Arianna felt her stomach begin to churn. Fear, trepidation, denial—a hot mix of emotion that burned like acid at her very core. And then suddenly all her pent-up anger surged upward rather than inward. “How dare you!” she whispered. “My father would never have betrayed or cheated his country. Never.”

“We are often the last ones to see fault in the people we love,” said the earl gently.

She saw a stirring of sympathy in the depths of his chocolate-dark gaze, which only goaded her to greater fury. Pity was the last thing on earth she wanted from him.

“You pompous prig,” she hissed. “You just said yourself that there was no proof, yet you show no shame in repeating such scurrilous rumors. Oh, how easy it is to blacken the name of someone who isn’t able to defend himself.”

“Smile,” he warned under his breath. “The other guests will get the wrong impression.”

“On the contrary, we want them to think that I find your company odious,” she said tightly.

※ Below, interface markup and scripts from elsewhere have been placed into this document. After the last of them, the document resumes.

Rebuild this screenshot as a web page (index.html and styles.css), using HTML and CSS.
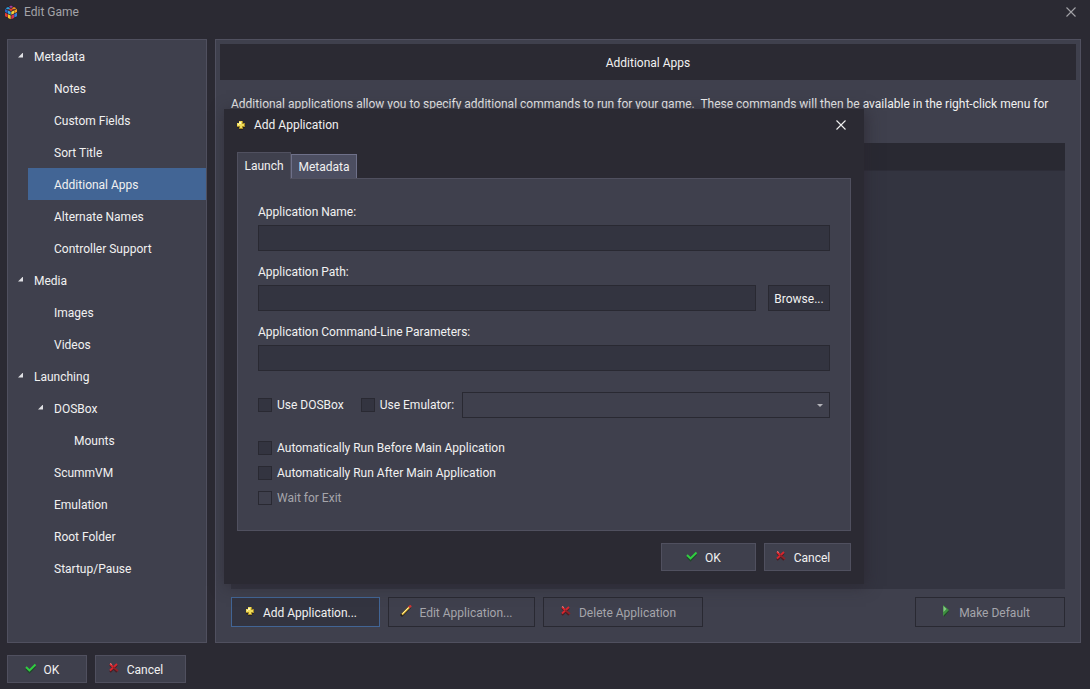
FILE: index.html
```html
<!DOCTYPE html>
<html lang="en">
<head>
    <meta charset="UTF-8">
    <meta name="viewport" content="width=device-width, initial-scale=1">
    <title>Edit Game</title>
    <link rel="stylesheet" href="styles.css">
</head>
<body>
    <!-- shared icons -->
    <svg class="icon-defs" aria-hidden="true">
        <symbol id="icon-close" viewBox="0 0 10 10">
            <path d="M0.5 0.5L9.5 9.5M9.5 0.5L0.5 9.5" fill="none" stroke="currentColor" stroke-width="1.1"/>
        </symbol>
        <symbol id="icon-plus" viewBox="0 0 12 12">
            <path d="M4 3h4v2h2v4h-2v2h-4v-2h-2v-4h2z" fill="#1e1a14" opacity="0.6"/>
            <path d="M4 2h4v2h2v4h-2v2h-4v-2h-2v-4h2z" fill="#a48a28"/>
            <path d="M4 2h3v3h2v2h-2v2h-2v-2h-3v-3h2z" fill="#f0dc58"/>
            <path d="M4 3h2v2h-2v1h-1v-1h1z" fill="#fff6b8"/>
        </symbol>
        <symbol id="icon-check" viewBox="0 0 12 12">
            <path d="M1 7l3.500 3.500l6-6" fill="none" stroke="#164a20" stroke-width="1.600" opacity="0.7"/>
            <path d="M1 5l3.500 3.500l6-6" fill="none" stroke="#2fd03f" stroke-width="1.900"/>
        </symbol>
        <symbol id="icon-cross" viewBox="0 0 12 12">
            <path d="M2 3l7 7M9 3l-7 7" fill="none" stroke="#4a1c22" stroke-width="2"/>
            <path d="M2 2l3 3M9 2l-7 6.500" fill="none" stroke="#d9262e" stroke-width="1.800"/>
            <path d="M5 5l5 4" fill="none" stroke="#8e2229" stroke-width="1.800"/>
            <path d="M2 1.500l2 1" stroke="#f07a78"/>
        </symbol>
        <symbol id="icon-pencil" viewBox="0 0 12 12">
            <path d="M1 11l9-9" fill="none" stroke="#26211d" stroke-width="2.800"/>
            <path d="M2 9.500l7.500-7.500" fill="none" stroke="#e8c040" stroke-width="1.800"/>
            <path d="M2.500 8.500l6-6" fill="none" stroke="#fff2a8" stroke-width="0.900"/>
            <path d="M9 2.500l2-2" fill="none" stroke="#cf3434" stroke-width="2.400"/>
        </symbol>
        <symbol id="icon-play" viewBox="0 0 12 12">
            <path d="M4 1l5 5l-5 6z" fill="#1f4a26"/>
            <path d="M3 0l6 5l-6 6z" fill="#3f8f41"/>
            <path d="M3.500 1l3 3l-3 3z" fill="#86c884"/>
        </symbol>
    </svg>

    <header class="titlebar">
        <svg class="logo" viewBox="0 0 14 15" aria-hidden="true">
            <path d="M7 0l6 3v9l-6 3l-6-3v-9z" fill="#26202c"/>
            <path d="M7 0.5l2 1.200l-2 1.200l-2-1.200z" fill="#a43fa0"/>
            <path d="M4 2l2.500 1.200l-2.500 1.300l-2.500-1.300z" fill="#2f9fd8"/>
            <path d="M10 2l2.500 1.200l-2.500 1.300l-2.500-1.300z" fill="#f08a20"/>
            <path d="M7 3.600l2.500 1.200l-2.500 1.300l-2.500-1.300z" fill="#e8402e"/>
            <path d="M1 4l2.700 1.300v3l-2.700-1.300z" fill="#2b63c4"/>
            <path d="M4 5.500l2.700 1.300v3l-2.700-1.300z" fill="#39b0e0"/>
            <path d="M1 7.700l2.700 1.300v3.500l-2.700-1.300z" fill="#e03c32"/>
            <path d="M4 9.200l2.700 1.300v3.700l-2.700-1.300z" fill="#f6c62b"/>
            <path d="M7.300 6.800l2.700-1.300v3l-2.700 1.300z" fill="#fbd93c"/>
            <path d="M10.300 5.300l2.700-1.300v3l-2.700 1.300z" fill="#f6a423"/>
            <path d="M7.300 10.500l2.700-1.300v3.700l-2.700 1.300z" fill="#d63550"/>
            <path d="M10.300 9l2.700-1.300v3.500l-2.700 1.300z" fill="#3a7edb"/>
        </svg>
        <span class="titlebar-text">Edit Game</span>
        <button class="close" type="button" aria-label="Close"><svg><use href="#icon-close"/></svg></button>
    </header>

    <main class="content">
        <nav class="sidebar">
            <ul class="tree">
                <li>
                    <a class="open" href="#metadata">Metadata</a>
                    <ul>
                        <li><a href="#notes">Notes</a></li>
                        <li><a href="#custom-fields">Custom Fields</a></li>
                        <li><a href="#sort-title">Sort Title</a></li>
                        <li><a class="selected" href="#additional-apps">Additional Apps</a></li>
                        <li><a href="#alternate-names">Alternate Names</a></li>
                        <li><a href="#controller-support">Controller Support</a></li>
                    </ul>
                </li>
                <li>
                    <a class="open" href="#media">Media</a>
                    <ul>
                        <li><a href="#images">Images</a></li>
                        <li><a href="#videos">Videos</a></li>
                    </ul>
                </li>
                <li>
                    <a class="open" href="#launching">Launching</a>
                    <ul>
                        <li>
                            <a class="open" href="#dosbox">DOSBox</a>
                            <ul>
                                <li><a href="#mounts">Mounts</a></li>
                            </ul>
                        </li>
                        <li><a href="#scummvm">ScummVM</a></li>
                        <li><a href="#emulation">Emulation</a></li>
                        <li><a href="#root-folder">Root Folder</a></li>
                        <li><a href="#startup-pause">Startup/Pause</a></li>
                    </ul>
                </li>
            </ul>
        </nav>

        <section class="panel">
            <h1 class="panel-title">Additional Apps</h1>
            <div class="panel-body">
                <p class="description">Additional applications allow you to specify additional commands to run for your game.&nbsp; These commands will then be available in the right-click menu for</p>
                <div class="grid">
                    <div class="grid-head"></div>
                </div>
                <div class="actions">
                    <button class="btn tool focused add" type="button"><svg><use href="#icon-plus"/></svg>Add Application...</button>
                    <button class="btn tool edit" type="button" disabled><svg><use href="#icon-pencil"/></svg>Edit Application...</button>
                    <button class="btn tool delete" type="button" disabled><svg><use href="#icon-cross"/></svg>Delete Application</button>
                    <button class="btn tool default" type="button" disabled><svg><use href="#icon-play"/></svg>Make Default</button>
                </div>
            </div>
        </section>
    </main>

    <footer class="footer">
        <button class="btn ok" type="button"><svg><use href="#icon-check"/></svg>OK</button>
        <button class="btn cancel" type="button"><svg><use href="#icon-cross"/></svg>Cancel</button>
    </footer>

    <div class="dialog" role="dialog" aria-labelledby="dialogTitle">
        <div class="dialog-title">
            <svg class="dialog-icon"><use href="#icon-plus"/></svg>
            <span id="dialogTitle">Add Application</span>
            <button class="close" type="button" aria-label="Close"><svg><use href="#icon-close"/></svg></button>
        </div>

        <form class="dialog-body">
            <div class="tabs" role="tablist">
                <button class="tab active" type="button" role="tab" aria-selected="true">Launch</button>
                <button class="tab" type="button" role="tab" aria-selected="false">Metadata</button>
            </div>
            <div class="tab-page">
                <div class="field">
                    <label for="appName">Application Name:</label>
                    <input class="text" type="text" id="appName" name="appName">
                </div>
                <div class="field">
                    <label for="appPath">Application Path:</label>
                    <div class="path-row">
                        <input class="text" type="text" id="appPath" name="appPath">
                        <button class="browse" type="button">Browse...</button>
                    </div>
                </div>
                <div class="field">
                    <label for="appParams">Application Command-Line Parameters:</label>
                    <input class="text" type="text" id="appParams" name="appParams">
                </div>
                <div class="emulator-row">
                    <label class="check"><input type="checkbox" name="useDosbox">Use DOSBox</label>
                    <label class="check"><input type="checkbox" name="useEmulator">Use Emulator:</label>
                    <div class="combo">
                        <select name="emulator" aria-label="Emulator" disabled></select>
                    </div>
                </div>
                <div class="checks">
                    <label class="check"><input type="checkbox" name="runBefore">Automatically Run Before Main Application</label>
                    <label class="check"><input type="checkbox" name="runAfter">Automatically Run After Main Application</label>
                    <label class="check off"><input type="checkbox" name="waitForExit" disabled>Wait for Exit</label>
                </div>
            </div>
            <div class="dialog-buttons">
                <button class="btn dialog-ok" type="button"><svg><use href="#icon-check"/></svg>OK</button>
                <button class="btn dialog-cancel" type="button"><svg><use href="#icon-cross"/></svg>Cancel</button>
            </div>
        </form>
    </div>
</body>
</html>
```
FILE: styles.css
```css
* {
    box-sizing: border-box;
}
body {
    margin: 0;
    min-height: 100vh;
    display: flex;
    flex-direction: column;
    background-color: #2b2a33;
    color: #f1f1f1;
    font-family: "Segoe UI", Roboto, "Open Sans", sans-serif;
    font-size: 12px;
    line-height: 16px;
}
button, input, select {
    font: inherit;
    color: inherit;
}
svg {
    display: block;
}
.icon-defs {
    position: absolute;
    width: 0;
    height: 0;
}

/* window title */
.titlebar {
    display: flex;
    align-items: center;
    height: 24px;
    margin-bottom: 15px;
    padding: 0 14px 0 4px;
    color: #a3a3a8;
}
.logo {
    width: 14px;
    height: 15px;
    margin-right: 6px;
}
.close {
    margin-left: auto;
    padding: 0;
    border: 0;
    background: none;
}
.close svg {
    width: 10px;
    height: 10px;
}

.content {
    flex: 1;
    display: grid;
    grid-template-columns: 200px 1fr;
    gap: 8px;
    padding: 0 9px 0 7px;
}
.sidebar, .panel {
    border: 1px solid #50505f;
    background-color: #3f404d;
}

/* tree */
.tree, .tree ul {
    margin: 0;
    padding: 0;
    list-style: none;
}
.tree ul {
    padding-left: 20px;
}
.tree a {
    display: flex;
    align-items: center;
    height: 32px;
    padding: 2px 0 0 26px;
    color: inherit;
    text-decoration: none;
}
.tree a.open {
    padding-left: 10px;
}
.tree a.open::before {
    content: "";
    width: 5px;
    height: 5px;
    margin: 0 11px 4px 0;
    background-color: #e0e0e4;
    clip-path: polygon(100% 0, 100% 100%, 0 100%);
}
.tree a.selected {
    background-color: #426595;
}

/* right side */
.panel {
    display: flex;
    flex-direction: column;
    padding: 4px;
}
.panel-title {
    margin: 0;
    padding: 11px 10px 9px;
    background-color: #2b2a33;
    font-size: 12px;
    font-weight: normal;
    text-align: center;
}
.panel-body {
    flex: 1;
    display: flex;
    flex-direction: column;
    padding: 16px 11px 11px;
}
.description {
    min-height: 32px;
    margin: 0 0 15px;
}
.grid {
    flex: 1;
    background-color: #333440;
}
.grid-head {
    height: 28px;
    background-color: #292932;
    border-bottom: 1px solid #2d2d38;
}
.actions {
    display: flex;
    gap: 8px;
    margin-top: 8px;
}

.btn {
    display: flex;
    align-items: center;
    justify-content: center;
    gap: 7px;
    height: 28px;
    padding: 2px 10px 0 0;
    border: 1px solid #50505f;
    background-color: #3f404d;
}
.btn svg {
    width: 12px;
    height: 12px;
    margin-bottom: 4px;
}
.btn.tool {
    height: 30px;
    border-color: #292932;
}
.btn.focused {
    border-color: #426595;
    background-color: #333440;
}
.btn:disabled {
    color: #a5a5ab;
}
.add {
    width: 149px;
}
.edit {
    width: 147px;
}
.delete {
    width: 160px;
}
.default {
    width: 150px;
    margin-left: auto;
}

.footer {
    display: flex;
    gap: 8px;
    padding: 12px 7px 6px;
}
.ok {
    width: 80px;
}
.cancel {
    width: 91px;
}

/* add application window */
.dialog {
    position: absolute;
    top: 109px;
    left: calc(50% - 321px);
    width: 640px;
    padding: 0 13px 13px;
    background-color: #2b2a33;
    box-shadow: 2px 2px 14px rgba(43, 38, 48, 0.7);
}
.dialog-title {
    display: flex;
    align-items: center;
    height: 32px;
    padding-right: 5px;
}
.dialog-icon {
    width: 12px;
    height: 12px;
    margin: 0 7px 0 -2px;
}
.tabs {
    display: flex;
    align-items: flex-end;
    margin-top: 11px;
}
.tab {
    width: 66px;
    height: 24px;
    padding: 0;
    border: 1px solid #6e7089;
    border-bottom: 0;
    background-color: #4c4e61;
}
.tab.active {
    position: relative;
    width: 54px;
    height: 27px;
    margin-bottom: -1px;
    border-color: #50505f;
    background-color: #3f404d;
}
.tab-page {
    padding: 25px 20px 20px;
    border: 1px solid #50505f;
    background-color: #3f404d;
}

.field {
    margin-bottom: 13px;
}
.field > label {
    display: block;
    margin-bottom: 5px;
}
.text {
    display: block;
    width: 100%;
    height: 26px;
    padding: 0 5px;
    border: 1px solid #292932;
    border-radius: 0;
    background-color: #333440;
    outline: none;
}
.path-row {
    display: flex;
    gap: 12px;
}
.browse {
    flex: none;
    width: 62px;
    height: 26px;
    padding: 2px 0 0;
    border: 1px solid #292932;
    background-color: #333440;
}

.emulator-row {
    display: flex;
    align-items: center;
    margin-top: 21px;
}
.check {
    display: flex;
    align-items: center;
    gap: 5px;
}
.check input {
    appearance: none;
    width: 14px;
    height: 14px;
    margin: 0;
    border: 1px solid #292932;
    background-color: #333440;
}
.check.off {
    color: #a5a5ab;
}
.check.off input {
    background-color: #3f404d;
}
.emulator-row .check + .check {
    margin-left: 17px;
}
.combo {
    position: relative;
    flex: 1;
    margin-left: 8px;
}
.combo select {
    appearance: none;
    display: block;
    width: 100%;
    height: 26px;
    border: 1px solid #292932;
    border-radius: 0;
    background-color: #3f404d;
    opacity: 1;
}
.combo::after {
    content: "";
    position: absolute;
    top: 12px;
    right: 7px;
    width: 6px;
    height: 3px;
    background-color: #b4b4ba;
    clip-path: polygon(0 0, 100% 0, 50% 100%);
}
.checks {
    margin-top: 17px;
}
.checks .check {
    height: 25px;
}

.dialog-buttons {
    display: flex;
    justify-content: flex-end;
    gap: 8px;
    margin-top: 12px;
}
.dialog-ok {
    width: 95px;
}
.dialog-cancel {
    width: 87px;
}
```
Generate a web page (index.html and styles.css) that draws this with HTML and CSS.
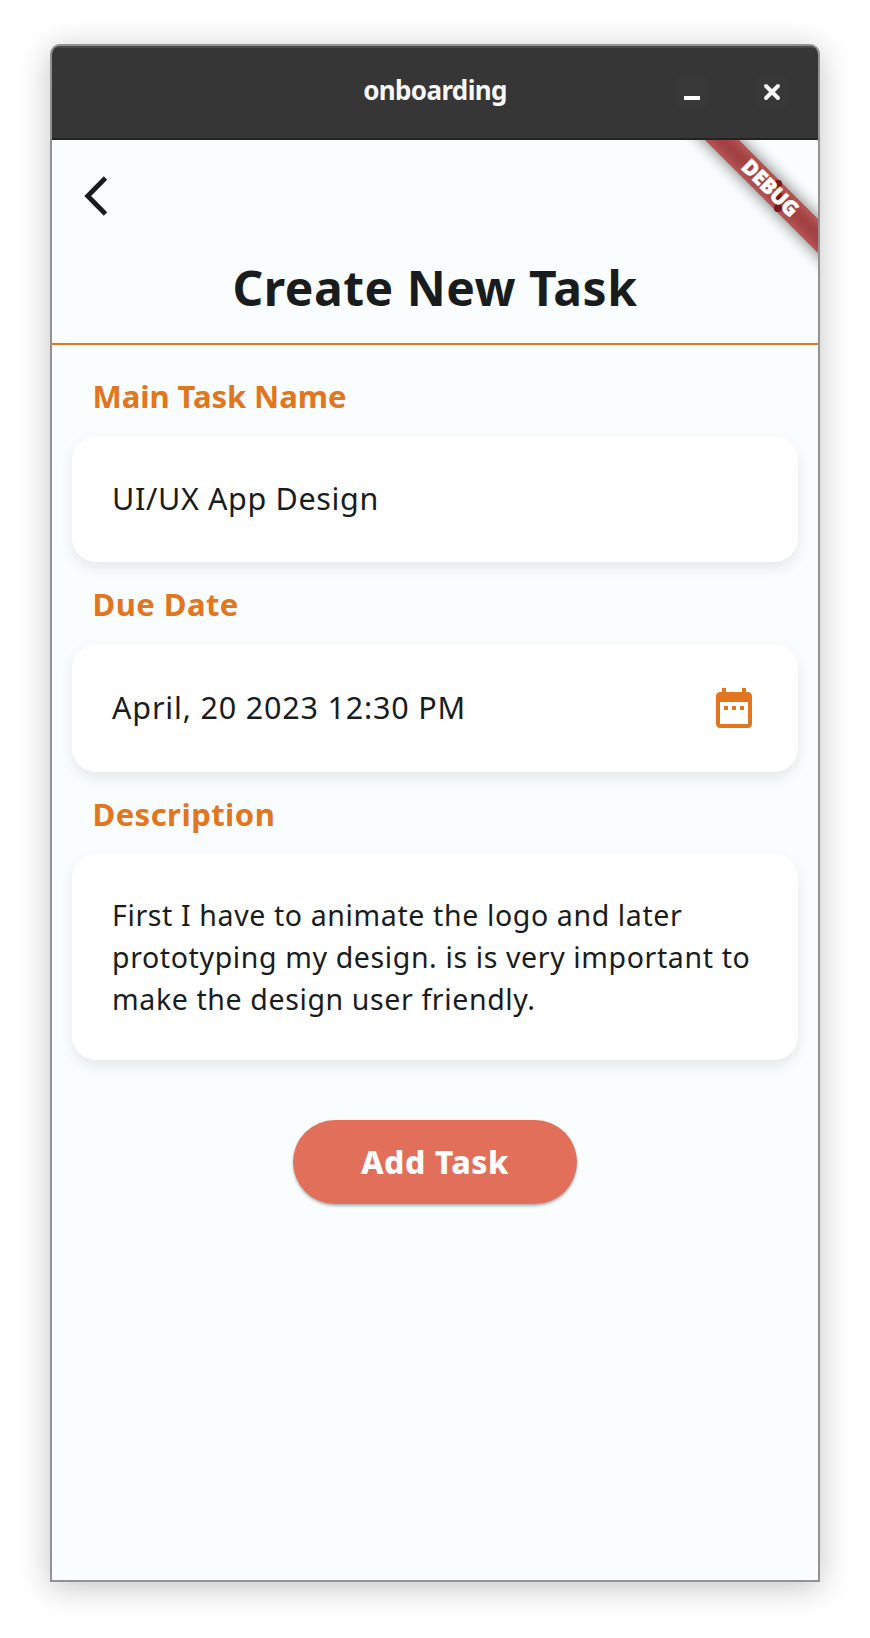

“I know this must be hard for you,” he murmured. “But if we don’t explore every possibility, we shall never find the truth—”

“The truth? You don’t care about the truth,” she said bitterly. “This is simply a cerebral challenge for you. A distraction to draw you out of your own morbid musings. A body here, a scandal there—you may tell yourself how very, very smart you are when you piece it all together. As for what lives are ruined in the process, well, for a veteran officer, that’s simply the casualties of war.”

“Have a care about making your own unfair accusations, milady,” responded the earl.

“What about the revelation we just learned from your great-aunt? That seems far more explosive information than some vague twenty-year-old charges against an obscure company,” challenged Arianna. “Do you intend to pursue Lady Spencer as ruthlessly as you have my father?”

“Yes, you may be assured that I won’t spare anyone.”

Nor will I, she thought, as the whirling dervish blur of numbers in her head began to slow and form a more solid shape.

The music must have ended, for on looking up, Arianna saw that the earl was steering their steps for a secluded spot between the marble colonnading and a display of tall potted palms. Grateful for a moment of respite, she took shelter in the leafy shadows.

“I regret that my words caused you pain,” began the earl after a moment of awkward silence.

“You must understand that my father was a dreamer, and in many ways naïve to the ways of the world,” interrupted Arianna. “He was generous, and trusting—perhaps to a fault.” The echo of a rich, baritone laugh danced unbidden across her consciousness. “If there is any truth to what you just told me, it would be because he was manipulated by his friends.”

Innocent, innocent—his dying words reverberated in her head.

“In fact,” she said slowly, “certain things are beginning to make more sense.”

“What makes you say that?” asked Saybrook. Though bladelike shadows cut across his face, making his expression impossible to discern, his voice was sharp with skepticism.

Don’t react, she warned herself. But the words, bitter as bile, had already escaped her lips. “Because he was murdered, sir. Stabbed in a dark alley in Kingston Harbor and left to bleed to death in the filth and garbage. He managed to crawl back to our tavern room, but . . .”

“I am sorry. I didn’t know that.”

Aware that she had already revealed far more than she meant to, Arianna remained silent.